(INPUT RECORDS)

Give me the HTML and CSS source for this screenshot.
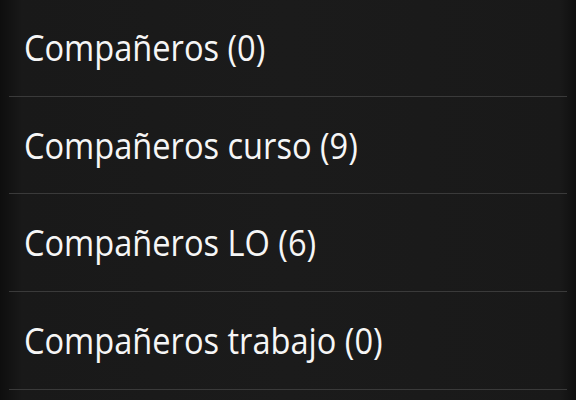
FILE: index.html
```html
<!DOCTYPE html>
<html lang="es">
<head>
<meta charset="utf-8">
<title>Grupos</title>
<link rel="stylesheet" href="styles.css">
</head>
<body>
<ul class="group-list">
  <li class="group-item"><span class="group-name">Compañeros (0)</span></li>
  <li class="group-item"><span class="group-name">Compañeros curso (9)</span></li>
  <li class="group-item"><span class="group-name">Compañeros LO (6)</span></li>
  <li class="group-item"><span class="group-name">Compañeros trabajo (0)</span></li>
</ul>
</body>
</html>
```
FILE: styles.css
```css
html, body {
  margin: 0;
  padding: 0;
  height: 100%;
}

body {
  background:
    linear-gradient(to right, #0e0e0e 0px, #191919 22px, #1b1b1b 50%, #191919 calc(100% - 16px), #0f0f0f 100%);
  font-family: "Open Sans", "Noto Sans", sans-serif;
  color: #f6f6f6;
  overflow: hidden;
}

.group-list {
  list-style: none;
  margin: -1px 0 0 0;
  padding: 0 9px;
}

.group-item {
  height: 94.67px;
  padding-top: 2px;
  border-bottom: 1px solid #3a3a3a;
  padding-left: 15px;
  font-size: 36px;
  line-height: 94px;
  white-space: nowrap;
}

/* slightly condensed label text */
.group-name {
  display: inline-block;
  transform: scaleX(0.905);
  transform-origin: left center;
}
```
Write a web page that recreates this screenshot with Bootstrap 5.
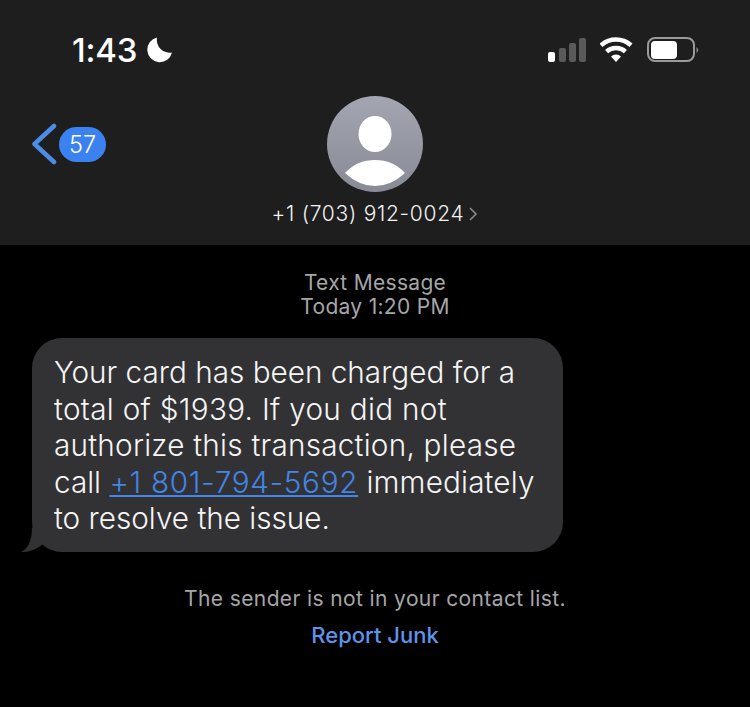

(REQUIREMENT) Copy every line from the entries that contains the word "this".

(SOLUTION)
Give me the HTML and CSS source for this screenshot.
Write a web page that recreates this screenshot with Bootstrap 5.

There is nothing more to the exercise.